|Publication number||US4381762 A|
|Application number||US 06/203,467|
|Publication date||May 3, 1983|
|Filing date||Nov 3, 1980|
|Priority date||Nov 3, 1980|
|Publication number||06203467, 203467, US 4381762 A, US 4381762A, US-A-4381762, US4381762 A, US4381762A|
|Inventors||Arnold E. Ernst|
|Original Assignee||Ernst Arnold E|
|Export Citation||BiBTeX, EndNote, RefMan|
|Patent Citations (9), Referenced by (18), Classifications (8)|
|External Links: USPTO, USPTO Assignment, Espacenet|
The present invention relates generally to an apparatus for heating fluids and more particularly to a friction furnace for heating circulating fluid.
There have been many attempts to provide a suitable device for heating fluids of a general type within which fluid is frictionally heated under forced circulation. Examples of such devices are shown in U.S. Pat. Nos. 823,856; 1,682,102; 3,164,147; and 4,004,553. U.S. Pat. Nos. 1,682,102; 3,164,147; and 4,004,553 are typical of the prior art in that they utilize a rotating means to induce friction in a fluid contained within the device. For example, U.S. Pat. No. 1,682,102 heats air within a casing by rotation of a plurality of paddle wheels alternately disposed in close proximity to a plurality of stationary partitions. Rotation of the paddle wheels creates compressive friction and turbulance in the fluid (air) which is then translated into heat.
Alternatively, U.S. Pat. No. 3,164,147 teaches rotation of rigid discs adjacently disposed and in contact with stationary discs such that the relative motion of the discs causes frictional heating thereof. Oil is then circulated within the discs in order to absorb and transfer this heat for external use. Similarily, U.S. Pat. No. 4,004,553 teaches the use of a rotating disc disposed in a narrow interspace within a housing. Fluid circulating through the device is heated by the rotational turbulence created therewithin.
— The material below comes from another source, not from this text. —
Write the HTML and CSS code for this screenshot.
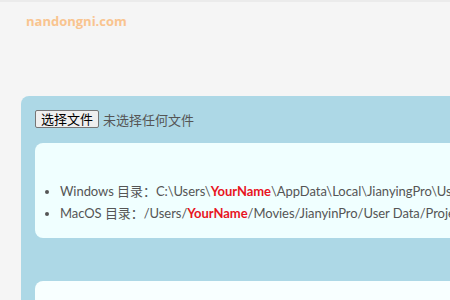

Common to these examples of prior art, however, is the necessity for not only rotational motive force applied to the device but also the application of force to displace the fluid through the device. Such displacive force is provided in U.S. Pat. No. 1,682,102 by internal impeller wheels driven by the rotating means whereas in U.S. Pat. Nos. 3,164,147 and 4,004,553, displacive force is provided by external means. Unfortunately, high speed rotating devices built to close tolerance, as dictated by the nature of the prior art, are inherently expensive in both manufacture and operation and necessary coupling of a fluid displacive means only further complicates this art. Consequently, there is a need for a friction furnace which eliminates the need for rotating elements, thus simplifying manufacture as well as reducing the cost of operation and maintenance of such devices.
Another problem inherent in the friction furnace art is an inability to readily adapt a particular device to increase or decrease its heating capability in order to meet the needs of each particular application. U.S. Pat. No. 3,164,147 is typical as such in that modification of the device necessitates replacement of the rotating means in order to achieve higher rotational speeds and/or insertion of additional internal rotating devices thus necessitating extensive modification and/or replacement of the original casing. U.S. Pat. No. 4,004,553, for example, teaches the use of a plurality of component modules installed in series to achieve higher fluid heating values but this art also necessitates extensive modifications not readily adapted to each particular application. Consequently, there is an additional need for a friction furnace which may be readily adapted for increased and/or decreased heating demands of each particular application.
U.S. Pat. No. 823,856 presents one solution to these problems of rotational complexity and adaptability. However, the corrugated plates used therein severely restrict the adaptability of that device since the number of plates is limited by their necessarily concentric design. Additionally, these plates require extensive and costly machining of minute perforations in order to achieve the desired heating effect upon transversing air.
An additional problem found to be common in the prior art utilizing a circulating liquid, is the operational necessity to maintain internal fluid pressures of 1200 psi or greater. Such pressures, unfortunately, greatly increase the cost of manufacture and operation of the systems.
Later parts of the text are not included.